Line by line explanation:
n="indexOf"
J="join"
B=X=>X.split(O)
I use those a lot, so storing them in strings saved me some space. You can see below that for the split
function, I have simply created an alias; this is because I only needed one argument, the other one being constant. For indexOf
and join
, it would however have been longer.
O='\n'
w=i[n](O)+1
h=B(i).length
Nothing complicated here, I'm reading the width and height of the initial array. Note the use of i[n]
to access indexOf
, while split
is handled differently.
Z=(X,Y,R)=>{C[R]+=X-1;return Array(X)[J](Y)}
This is getting interesting. This function basically creates concatenates J-1 times the string X and returns it. This is used to generate strings of spaces for the padding.
C=[0,0,0]
This array will contain the number of lines and columns added by the padding (off by a factor h in the first case). The last cell is a junk one, and prevents me from having an additional argument in the function below.
G=(X,E,T,U,R)=>X>0&E>=0?Z(X+E+1+T,U,R):""
This function alone handles the padding (both lines and columns); it determines, based on a coordinate of the result vector (X), and the number of lines/columns to generate (E), whether it is necessary to create one. the X+E+1+T
is just a trick to save some space, U
is the filling string (a space for columns, and an entire line for lines), and we'll come back to R
. This function basically returns, in the case of a line, the padding required at the beginning or the end of said line, and, in the case of a column, it returns the padding lines required either before or after the original lines.
o=i[n]("0")
L=X=>Math.floor(X/(w-1))
l=L(o)
c=o%w
Here we read the position of the origin, and we retrieve its coordinates. L is a function to convert an index into a line number.
x=y=0
j=i
for(z="1";z<="9";z++){
while(p=~j[n](z)){
j=j.replace(z," ")
x+=~p%w-l
y+=L(~p)-c
}
}
I added some whitespace to make this easier to read. What happens here is that for each possible number, we keep looking for it in the original string. The ~
trick is relatively common in Javascript; it is the bitwise NOT operator, but all that matters here is that ~-1==0
, which allows me to test for the end of the loop. I then erase the character in the string (which is why I made a copy), this allowing me to continue the search as long as needed. I then add the coordinates of the vector to (x, y)

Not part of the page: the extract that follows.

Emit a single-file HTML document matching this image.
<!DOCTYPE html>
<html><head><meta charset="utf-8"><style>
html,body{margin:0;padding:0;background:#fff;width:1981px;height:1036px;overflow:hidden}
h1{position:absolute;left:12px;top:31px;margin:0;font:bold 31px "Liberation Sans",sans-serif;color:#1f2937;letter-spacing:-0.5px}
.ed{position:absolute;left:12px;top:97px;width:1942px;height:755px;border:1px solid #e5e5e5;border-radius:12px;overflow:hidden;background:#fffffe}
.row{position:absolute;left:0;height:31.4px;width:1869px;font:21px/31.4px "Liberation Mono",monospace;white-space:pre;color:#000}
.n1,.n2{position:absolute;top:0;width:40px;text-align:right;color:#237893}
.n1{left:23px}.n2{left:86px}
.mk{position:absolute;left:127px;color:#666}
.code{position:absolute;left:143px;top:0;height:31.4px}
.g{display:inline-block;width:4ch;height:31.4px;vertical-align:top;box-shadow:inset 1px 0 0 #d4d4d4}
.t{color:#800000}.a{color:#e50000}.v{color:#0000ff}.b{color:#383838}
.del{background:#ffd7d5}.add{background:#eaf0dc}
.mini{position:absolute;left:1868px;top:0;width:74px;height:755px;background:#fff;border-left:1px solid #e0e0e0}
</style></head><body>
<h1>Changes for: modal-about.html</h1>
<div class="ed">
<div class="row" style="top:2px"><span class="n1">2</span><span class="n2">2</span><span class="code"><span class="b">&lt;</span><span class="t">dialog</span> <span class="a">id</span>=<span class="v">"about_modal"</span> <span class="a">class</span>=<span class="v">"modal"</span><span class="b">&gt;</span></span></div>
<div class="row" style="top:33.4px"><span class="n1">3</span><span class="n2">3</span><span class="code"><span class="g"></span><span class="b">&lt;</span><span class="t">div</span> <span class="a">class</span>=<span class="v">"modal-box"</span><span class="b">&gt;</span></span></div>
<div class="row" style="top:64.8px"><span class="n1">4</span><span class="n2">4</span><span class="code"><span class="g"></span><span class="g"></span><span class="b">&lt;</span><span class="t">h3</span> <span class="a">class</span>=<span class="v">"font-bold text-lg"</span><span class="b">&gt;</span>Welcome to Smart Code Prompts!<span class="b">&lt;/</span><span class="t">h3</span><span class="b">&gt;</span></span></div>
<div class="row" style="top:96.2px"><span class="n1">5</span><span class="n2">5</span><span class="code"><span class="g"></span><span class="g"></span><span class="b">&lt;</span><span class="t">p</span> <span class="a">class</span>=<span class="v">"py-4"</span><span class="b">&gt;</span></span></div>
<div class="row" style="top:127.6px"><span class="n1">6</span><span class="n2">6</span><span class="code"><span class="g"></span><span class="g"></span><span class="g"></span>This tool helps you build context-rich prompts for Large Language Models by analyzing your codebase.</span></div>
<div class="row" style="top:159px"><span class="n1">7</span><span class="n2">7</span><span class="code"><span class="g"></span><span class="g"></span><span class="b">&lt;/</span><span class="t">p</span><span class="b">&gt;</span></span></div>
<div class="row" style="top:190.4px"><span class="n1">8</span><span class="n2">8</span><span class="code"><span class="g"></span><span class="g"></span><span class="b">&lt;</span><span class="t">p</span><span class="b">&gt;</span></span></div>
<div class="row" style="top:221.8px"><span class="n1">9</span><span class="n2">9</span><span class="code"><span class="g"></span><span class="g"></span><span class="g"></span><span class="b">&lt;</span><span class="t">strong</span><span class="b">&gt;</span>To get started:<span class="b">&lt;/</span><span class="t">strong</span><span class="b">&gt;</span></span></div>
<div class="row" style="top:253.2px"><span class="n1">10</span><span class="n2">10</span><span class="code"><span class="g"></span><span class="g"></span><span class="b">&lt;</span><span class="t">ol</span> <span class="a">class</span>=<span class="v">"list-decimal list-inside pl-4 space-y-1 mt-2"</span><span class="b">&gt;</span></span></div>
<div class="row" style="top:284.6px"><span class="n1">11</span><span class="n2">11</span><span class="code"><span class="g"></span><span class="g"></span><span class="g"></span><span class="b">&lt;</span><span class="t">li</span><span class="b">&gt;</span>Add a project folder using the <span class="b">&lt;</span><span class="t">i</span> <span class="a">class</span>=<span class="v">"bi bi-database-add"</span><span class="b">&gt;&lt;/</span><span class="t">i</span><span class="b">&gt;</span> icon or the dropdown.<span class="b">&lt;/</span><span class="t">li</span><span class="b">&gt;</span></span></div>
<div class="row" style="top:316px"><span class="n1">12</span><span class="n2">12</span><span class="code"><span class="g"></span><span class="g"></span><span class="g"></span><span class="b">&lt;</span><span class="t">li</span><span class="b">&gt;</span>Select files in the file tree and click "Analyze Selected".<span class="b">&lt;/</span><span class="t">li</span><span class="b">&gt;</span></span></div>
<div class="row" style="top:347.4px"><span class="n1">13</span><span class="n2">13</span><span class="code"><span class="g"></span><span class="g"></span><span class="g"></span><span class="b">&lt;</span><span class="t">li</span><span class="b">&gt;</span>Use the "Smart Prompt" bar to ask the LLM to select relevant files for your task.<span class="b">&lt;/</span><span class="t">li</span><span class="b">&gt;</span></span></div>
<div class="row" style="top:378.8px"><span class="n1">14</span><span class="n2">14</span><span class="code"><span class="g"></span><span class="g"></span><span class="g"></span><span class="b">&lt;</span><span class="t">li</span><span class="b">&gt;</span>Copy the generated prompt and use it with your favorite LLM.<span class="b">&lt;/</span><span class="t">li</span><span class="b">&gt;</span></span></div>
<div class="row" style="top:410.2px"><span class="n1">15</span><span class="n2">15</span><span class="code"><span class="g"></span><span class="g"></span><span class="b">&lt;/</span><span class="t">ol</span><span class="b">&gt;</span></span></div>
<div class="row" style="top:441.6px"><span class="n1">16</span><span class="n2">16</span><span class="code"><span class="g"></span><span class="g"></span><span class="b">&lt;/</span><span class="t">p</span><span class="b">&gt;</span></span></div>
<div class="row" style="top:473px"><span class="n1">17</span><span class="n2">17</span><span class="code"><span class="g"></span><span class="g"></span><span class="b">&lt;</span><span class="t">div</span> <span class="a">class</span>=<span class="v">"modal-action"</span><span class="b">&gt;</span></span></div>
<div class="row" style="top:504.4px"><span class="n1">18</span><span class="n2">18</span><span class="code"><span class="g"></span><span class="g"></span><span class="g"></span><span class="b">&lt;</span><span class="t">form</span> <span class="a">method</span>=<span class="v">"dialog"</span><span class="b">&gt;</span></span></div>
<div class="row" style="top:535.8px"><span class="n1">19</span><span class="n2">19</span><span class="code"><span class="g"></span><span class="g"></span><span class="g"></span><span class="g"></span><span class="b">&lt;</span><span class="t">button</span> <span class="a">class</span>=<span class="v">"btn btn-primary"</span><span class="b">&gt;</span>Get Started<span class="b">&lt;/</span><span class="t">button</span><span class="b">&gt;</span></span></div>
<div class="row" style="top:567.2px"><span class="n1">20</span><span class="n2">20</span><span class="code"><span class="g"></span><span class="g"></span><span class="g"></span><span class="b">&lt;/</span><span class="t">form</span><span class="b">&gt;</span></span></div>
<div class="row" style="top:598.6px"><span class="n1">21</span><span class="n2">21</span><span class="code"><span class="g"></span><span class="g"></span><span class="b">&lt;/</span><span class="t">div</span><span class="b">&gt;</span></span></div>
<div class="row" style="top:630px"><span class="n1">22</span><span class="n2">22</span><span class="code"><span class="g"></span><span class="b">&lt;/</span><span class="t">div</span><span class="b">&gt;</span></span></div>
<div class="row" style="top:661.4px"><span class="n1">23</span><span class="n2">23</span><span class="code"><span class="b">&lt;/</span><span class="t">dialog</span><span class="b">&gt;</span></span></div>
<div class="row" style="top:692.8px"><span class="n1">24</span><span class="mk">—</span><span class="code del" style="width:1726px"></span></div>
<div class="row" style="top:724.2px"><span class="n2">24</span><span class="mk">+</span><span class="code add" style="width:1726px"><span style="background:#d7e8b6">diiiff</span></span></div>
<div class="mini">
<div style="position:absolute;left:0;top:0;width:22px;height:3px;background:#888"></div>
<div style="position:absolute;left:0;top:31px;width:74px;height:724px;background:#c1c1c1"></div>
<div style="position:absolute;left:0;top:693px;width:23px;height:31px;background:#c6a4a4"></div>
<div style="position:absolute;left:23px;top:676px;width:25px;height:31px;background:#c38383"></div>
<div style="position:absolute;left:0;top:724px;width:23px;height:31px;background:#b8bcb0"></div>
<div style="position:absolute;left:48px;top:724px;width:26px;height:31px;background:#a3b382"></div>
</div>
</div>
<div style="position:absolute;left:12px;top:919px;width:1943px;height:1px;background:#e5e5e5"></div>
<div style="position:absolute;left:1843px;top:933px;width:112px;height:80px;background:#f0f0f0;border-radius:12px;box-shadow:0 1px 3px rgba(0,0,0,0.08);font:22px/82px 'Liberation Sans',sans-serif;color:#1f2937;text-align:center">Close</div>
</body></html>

, using a simple substraction.
I=B(i).map(X=>G(-x,-l,0," ",0)+X+G(x,l-w+2,0," ",2))
I here split the original string into lines, and for each line, I call G
which will generate the padding before and after the lines. The l-w+2
and so on come from a simple index calculation which allows me to test whether I need to add padding or not. For example, if x>0
and x+l-w+1>0
, then (x+l-w+1)+1
spaces must be added after the line. The +x
is being removed due to it being the first parameter, and the X+E+1+T
used in the definition of G
.
A similar thing is done for the first characters, and then for the columns. There is a lot of factorization here allowing me to use only one function. Note the last parameter; in the first case, I want to write to C[0]
to be able to know later how many columns I added at the beginning of each line; this allows me to retrieve the final position of the result character. I do however not care about the columns added after the original line, which is why the second call to G
writes to the junk cell C[2]
which is unused.
N=Z(I[0].length+1," ",2)
Here I simply read the new length of the lines, and create a line of spaces from it. This will be used to create the vertical padding.

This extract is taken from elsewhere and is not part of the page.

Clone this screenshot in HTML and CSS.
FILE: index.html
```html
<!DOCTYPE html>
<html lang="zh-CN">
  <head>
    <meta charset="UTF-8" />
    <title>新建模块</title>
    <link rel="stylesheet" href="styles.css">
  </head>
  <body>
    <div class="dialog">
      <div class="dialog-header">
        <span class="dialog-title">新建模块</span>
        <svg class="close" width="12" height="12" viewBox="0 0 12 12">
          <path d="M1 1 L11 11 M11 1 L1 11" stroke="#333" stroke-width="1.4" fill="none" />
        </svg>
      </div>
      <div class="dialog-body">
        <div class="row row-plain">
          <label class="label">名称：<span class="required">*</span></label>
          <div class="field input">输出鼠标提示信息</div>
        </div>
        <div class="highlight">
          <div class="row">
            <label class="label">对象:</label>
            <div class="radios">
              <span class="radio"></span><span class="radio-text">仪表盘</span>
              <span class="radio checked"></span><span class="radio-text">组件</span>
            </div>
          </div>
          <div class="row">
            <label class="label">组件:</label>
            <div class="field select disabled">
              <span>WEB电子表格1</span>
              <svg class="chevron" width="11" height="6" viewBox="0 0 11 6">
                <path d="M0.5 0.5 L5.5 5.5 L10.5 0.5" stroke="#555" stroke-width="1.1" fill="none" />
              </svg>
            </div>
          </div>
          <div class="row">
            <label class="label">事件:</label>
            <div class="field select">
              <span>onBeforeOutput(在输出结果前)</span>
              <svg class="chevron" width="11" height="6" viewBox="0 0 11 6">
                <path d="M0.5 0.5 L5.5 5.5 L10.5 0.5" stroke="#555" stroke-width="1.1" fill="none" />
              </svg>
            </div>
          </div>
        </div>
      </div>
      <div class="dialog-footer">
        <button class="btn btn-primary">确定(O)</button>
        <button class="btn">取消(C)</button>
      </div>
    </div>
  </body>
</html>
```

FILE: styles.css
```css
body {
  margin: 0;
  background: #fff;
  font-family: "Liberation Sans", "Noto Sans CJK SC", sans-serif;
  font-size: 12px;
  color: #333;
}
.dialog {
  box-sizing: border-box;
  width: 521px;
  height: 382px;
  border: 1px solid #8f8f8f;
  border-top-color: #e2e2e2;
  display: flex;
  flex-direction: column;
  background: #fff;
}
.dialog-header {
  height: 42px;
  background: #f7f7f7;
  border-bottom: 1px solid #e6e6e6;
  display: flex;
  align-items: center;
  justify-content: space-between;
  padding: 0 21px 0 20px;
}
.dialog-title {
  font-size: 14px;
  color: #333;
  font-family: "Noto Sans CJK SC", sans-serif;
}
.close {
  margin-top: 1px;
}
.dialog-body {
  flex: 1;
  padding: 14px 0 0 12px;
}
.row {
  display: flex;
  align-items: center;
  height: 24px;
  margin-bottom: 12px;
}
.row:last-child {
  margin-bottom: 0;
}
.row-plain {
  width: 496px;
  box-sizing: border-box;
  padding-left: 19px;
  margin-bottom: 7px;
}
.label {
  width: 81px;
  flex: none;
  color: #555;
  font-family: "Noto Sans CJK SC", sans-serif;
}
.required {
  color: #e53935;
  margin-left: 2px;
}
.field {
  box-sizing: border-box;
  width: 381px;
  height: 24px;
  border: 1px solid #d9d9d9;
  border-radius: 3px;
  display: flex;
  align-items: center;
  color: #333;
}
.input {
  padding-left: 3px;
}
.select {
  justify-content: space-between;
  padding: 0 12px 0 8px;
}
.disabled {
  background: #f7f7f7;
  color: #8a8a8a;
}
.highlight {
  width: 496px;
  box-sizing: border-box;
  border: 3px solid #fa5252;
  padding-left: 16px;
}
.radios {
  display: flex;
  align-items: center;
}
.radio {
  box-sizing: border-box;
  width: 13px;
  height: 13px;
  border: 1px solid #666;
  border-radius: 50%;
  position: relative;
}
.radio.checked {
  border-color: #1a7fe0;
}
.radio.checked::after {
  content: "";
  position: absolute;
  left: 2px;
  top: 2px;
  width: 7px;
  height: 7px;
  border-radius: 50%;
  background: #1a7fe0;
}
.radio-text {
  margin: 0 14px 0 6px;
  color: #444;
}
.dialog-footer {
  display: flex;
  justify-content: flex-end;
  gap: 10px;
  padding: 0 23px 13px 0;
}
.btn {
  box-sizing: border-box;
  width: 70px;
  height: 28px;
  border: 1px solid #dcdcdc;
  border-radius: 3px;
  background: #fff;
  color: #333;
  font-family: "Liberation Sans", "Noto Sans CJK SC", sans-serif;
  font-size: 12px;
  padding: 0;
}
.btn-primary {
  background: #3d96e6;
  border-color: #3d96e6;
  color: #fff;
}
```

A=B(G(-y,-c,0,N+O,1)+I[J](O)+G(y,c-h,1,O+N,2))
This is exactly the same as two lines above. The only difference is writing to C[1]

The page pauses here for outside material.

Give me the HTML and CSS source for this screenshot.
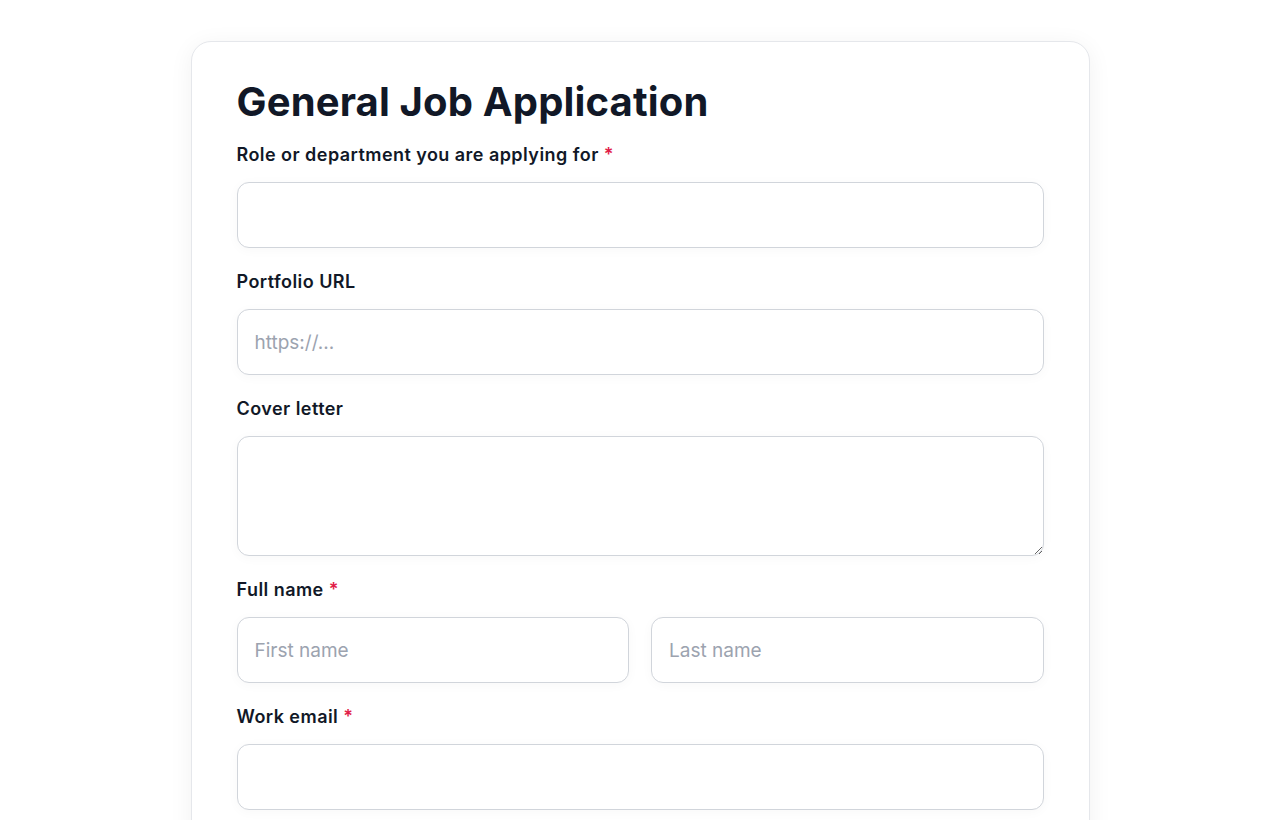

this time, and using the separators N+O
and O+N
. Remember that O
is a newline, and N
is a line of spaces. I then apply B
on the result to split it again (I need to retrieve the line containing the result character to edit it).
M=y+c+C[1]
This is the vertical index of the resulting character.
O=""
m=B(A[M])
m[x+l+C[0]/h]="x"
Here I am forced to modify O
to be able to split the appropriate line into an array of characters. This is because JavaScript strings are immutable; the only way to edit a string is to convert it into an array (which is what I'm doing here), edit at the right position, and join the string again. Also note the h
factor, which is because the G
function was called once per initial line.
A[M]=m[J]("")
A[J]("\n")
I finally replace the new string in the array, and join it again into a string. Woohoo!